Mozilla Mr. Robot promo backfires after installing extension without permission - joeyespo
https://techcrunch.com/2017/12/15/mozillas-mr-robot-promo-backfires-after-it-installs-firefox-extension-without-permission/
======
dang
[https://news.ycombinator.com/item?id=15940144](https://news.ycombinator.com/item?id=15940144)
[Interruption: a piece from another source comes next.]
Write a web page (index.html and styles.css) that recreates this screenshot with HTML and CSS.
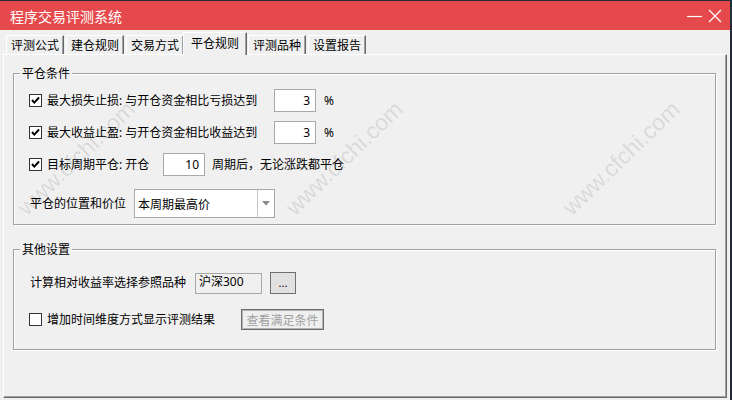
FILE: index.html
```html
<!DOCTYPE html>
<html lang="zh-CN">
<head>
<meta charset="utf-8">
<title>程序交易评测系统</title>
<link rel="stylesheet" href="styles.css">
</head>
<body>
<div class="screen">
  <div class="window">
    <div class="titlebar">
      <span class="title">程序交易评测系统</span>
      <div class="controls">
        <svg class="ic-min" width="15" height="3" viewBox="0 0 15 3"><line x1="0" y1="1.5" x2="15" y2="1.5" stroke="#fff" stroke-width="1.2"/></svg>
        <svg class="ic-close" width="14" height="14" viewBox="0 0 14 14"><path d="M1 1 L13 13 M13 1 L1 13" stroke="#fff" stroke-width="1.3" fill="none"/></svg>
      </div>
    </div>
    <div class="tabs">
      <div class="tab">评测公式</div>
      <div class="tab">建仓规则</div>
      <div class="tab">交易方式</div>
      <div class="tab active">平仓规则</div>
      <div class="tab">评测品种</div>
      <div class="tab">设置报告</div>
    </div>
    <div class="panel">
      <div class="group g1">
        <span class="group-title">平仓条件</span>
        <div class="row r-input">
          <span class="cb"><svg width="11" height="11" viewBox="0 0 11 11"><path d="M2 5 L4.3 7.6 L9 2.5" stroke="#000" stroke-width="2" fill="none"/></svg></span>
          <span class="lbl w-long">最大损失止损: 与开仓资金相比亏损达到</span>
          <span class="num">3</span>
          <span class="unit">%</span>
        </div>
        <div class="row r-input">
          <span class="cb"><svg width="11" height="11" viewBox="0 0 11 11"><path d="M2 5 L4.3 7.6 L9 2.5" stroke="#000" stroke-width="2" fill="none"/></svg></span>
          <span class="lbl w-long">最大收益止盈: 与开仓资金相比收益达到</span>
          <span class="num">3</span>
          <span class="unit">%</span>
        </div>
        <div class="row r-input">
          <span class="cb"><svg width="11" height="11" viewBox="0 0 11 11"><path d="M2 5 L4.3 7.6 L9 2.5" stroke="#000" stroke-width="2" fill="none"/></svg></span>
          <span class="lbl w-short">目标周期平仓: 开仓</span>
          <span class="num">10</span>
          <span class="after">周期后，无论涨跌都平仓</span>
        </div>
        <div class="row r-combo">
          <span class="lbl w-combo">平仓的位置和价位</span>
          <div class="combo">
            <span class="combo-text">本周期最高价</span>
            <span class="combo-btn"><svg width="8" height="5" viewBox="0 0 8 5"><path d="M0 0 L8 0 L4 4.5 Z" fill="#8a8a8a"/></svg></span>
          </div>
        </div>
      </div>
      <div class="group g2">
        <span class="group-title">其他设置</span>
        <div class="row r-ref">
          <span class="lbl">计算相对收益率选择参照品种</span>
          <span class="ref-box">沪深300</span>
          <span class="btn-more">...</span>
        </div>
        <div class="row r-time">
          <span class="cb"></span>
          <span class="lbl">增加时间维度方式显示评测结果</span>
          <span class="btn-disabled">查看满足条件</span>
        </div>
      </div>
    </div>
  </div>
  <div class="wm wm1">www.cfchi.com</div>
  <div class="wm wm2">www.cfchi.com</div>
  <div class="wm wm3">www.cfchi.com</div>
</div>
</body>
</html>
```

FILE: styles.css
```css
* { box-sizing: border-box; }
html, body { margin: 0; padding: 0; }
body {
  background: #262b38;
  font-family: "Noto Sans", "Noto Sans CJK SC", sans-serif;
  font-size: 12px;
  line-height: 16px;
  color: #000;
}
.screen {
  position: relative;
  width: 732px;
  height: 400px;
  overflow: hidden;
  background: #262b38;
}
.window {
  width: 730px;
  height: 399px;
  margin-top: 1px;
  background: #f0f0f0;
  display: flex;
  flex-direction: column;
}
.titlebar {
  height: 29px;
  flex: none;
  background: #e5494b;
  display: flex;
  align-items: center;
  justify-content: space-between;
  padding-left: 10px;
  padding-right: 8px;
}
.title {
  color: #fff;
  font-family: "Noto Sans CJK SC", sans-serif;
  font-size: 14px;
  line-height: 18px;
}
.controls {
  display: flex;
  align-items: center;
  gap: 6px;
}
.ic-min { display: block; margin-top: 2px; }
.ic-close { display: block; }

.tabs {
  flex: none;
  height: 22px;
  margin-top: 2px;
  padding-left: 6px;
  display: flex;
  align-items: flex-end;
  gap: 2px;
  position: relative;
  z-index: 1;
}
.tab {
  height: 19px;
  padding: 0 4px;
  border-top: 1px solid #fff;
  border-left: 1px solid #fff;
  border-right: 1px solid #696969;
  box-shadow: inset -1px 0 0 #a0a0a0;
  font-family: "Noto Sans CJK SC", sans-serif;
  line-height: 18px;
  white-space: nowrap;
  background: #f0f0f0;
}
.tab.active {
  height: 23px;
  margin-bottom: -1px;
  margin-left: -3px;
  margin-right: -1px;
  padding: 0 7px;
  line-height: 20px;
}
.panel {
  flex: none;
  width: 724px;
  height: 344px;
  margin-left: 3px;
  border-top: 1px solid #fff;
  border-left: 1px solid #fff;
  border-right: 1px solid #696969;
  border-bottom: 1px solid #696969;
  box-shadow: inset -1px -1px 0 #a0a0a0;
  padding: 18px 10px 0 9px;
}
.group {
  position: relative;
  border: 1px solid #a0a0a0;
  box-shadow: 1px 1px 0 #fff, inset 1px 1px 0 #fff;
  padding-left: 15px;
}
.group-title {
  position: absolute;
  top: -9px;
  left: 6px;
  padding: 0 2px;
  background: #f0f0f0;
  font-family: "Noto Sans CJK SC", sans-serif;
  line-height: 16px;
}
.g1 { padding-top: 15px; padding-bottom: 6px; }
.g2 { margin-top: 24px; padding-top: 22px; padding-bottom: 19px; }

.row {
  display: flex;
  align-items: center;
  white-space: nowrap;
}
.lbl, .after {
  font-family: "Noto Sans", "Noto Sans CJK SC", sans-serif;
  line-height: 16px;
  flex: none;
}
.r-input { height: 23px; }
.r-input + .r-input { margin-top: 9px; }
.r-combo { height: 29px; margin-top: 13px; }

.cb {
  flex: none;
  width: 13px;
  height: 13px;
  border: 1px solid #333;
  background: #fff;
  margin-right: 5px;
  display: flex;
  align-items: center;
  justify-content: center;
}
.cb svg { display: block; }
.w-long { width: 227px; }
.w-short { width: 116px; }
.w-combo { width: 104px; margin-left: 1px; }
.num {
  flex: none;
  width: 42px;
  height: 23px;
  background: #fff;
  border: 1px solid #a8a8a8;
  text-align: right;
  padding-right: 5px;
  line-height: 21px;
}
.unit { margin-left: 8px; }
.after { margin-left: 7px; }

.combo {
  flex: none;
  width: 141px;
  height: 29px;
  background: #fff;
  border: 1px solid #a8a8a8;
  display: flex;
  align-items: stretch;
}
.combo-text {
  flex: 1;
  padding-left: 3px;
  line-height: 27px;
  font-family: "Noto Sans CJK SC", sans-serif;
}
.combo-btn {
  flex: none;
  width: 17px;
  border-left: 1px solid #c8c8c8;
  display: flex;
  align-items: center;
  justify-content: center;
}
.combo-btn svg { display: block; }

.r-ref { height: 22px; padding-left: 1px; }
.r-ref .lbl { width: 165px; }
.ref-box {
  flex: none;
  width: 67px;
  height: 21px;
  margin-top: 1px;
  border: 1px solid #a8a8a8;
  background: #f0f0f0;
  padding-left: 3px;
  line-height: 16px;
}
.btn-more {
  flex: none;
  width: 26px;
  height: 22px;
  margin-left: 8px;
  border: 1px solid #707070;
  background: #e1e1e1;
  text-align: center;
  line-height: 20px;
  font-size: 11px;
}
.r-time { height: 21px; margin-top: 15px; }
.r-time .lbl { width: 194px; }
.btn-disabled {
  flex: none;
  width: 83px;
  height: 21px;
  border: 1px solid #6d6d6d;
  box-shadow: inset 0 0 0 1px #b4b4b4;
  background: #efefef;
  color: #a0a0a0;
  text-align: center;
  line-height: 19px;
  font-family: "Noto Sans CJK SC", sans-serif;
}

.wm {
  position: absolute;
  width: 152px;
  height: 28px;
  line-height: 28px;
  text-align: center;
  font-family: "Liberation Sans", sans-serif;
  font-size: 23px;
  color: rgba(0, 0, 0, 0.11);
  transform: rotate(-44deg);
  pointer-events: none;
  white-space: nowrap;
}
.wm1 { left: 0; top: 144px; }
.wm2 { left: 268px; top: 144px; }
.wm3 { left: 545px; top: 144px; }
```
[https://news.ycombinator.com/item?id=15931730](https://news.ycombinator.com/item?id=15931730)

------
nkkollaw
Mozilla was doing so well with Firefox 57, I almost thought there would be a
come back.

This is bad. Very bad.

How can they claim they care about privacy, now? Privacy and control was how
they sold the product, now they've proven user have absolutely no control, and
Mozilla doesn't respect its users.

This could be the final nail in the coffin.

------
mariusmg
They had the fucking permission, that's actually part of the problem. They
ship Firefox with the "Allow Firefox to install and run studies" permission
already enabled (bad bad bad).

And they did this shit for some promotion for a TV show. What a clusterfuck
Mozilla, hope you learned your lesson.

------
scrollaway
> Here is Mozilla’s response, courtesy of Chief Marketing Officer Jascha
> Kaykas-Wolff [...]

A tone-deaf response that doesn't acknowledge the issue with their approach,
after two days of official silence.

Mozilla, it's time for some serious introspection.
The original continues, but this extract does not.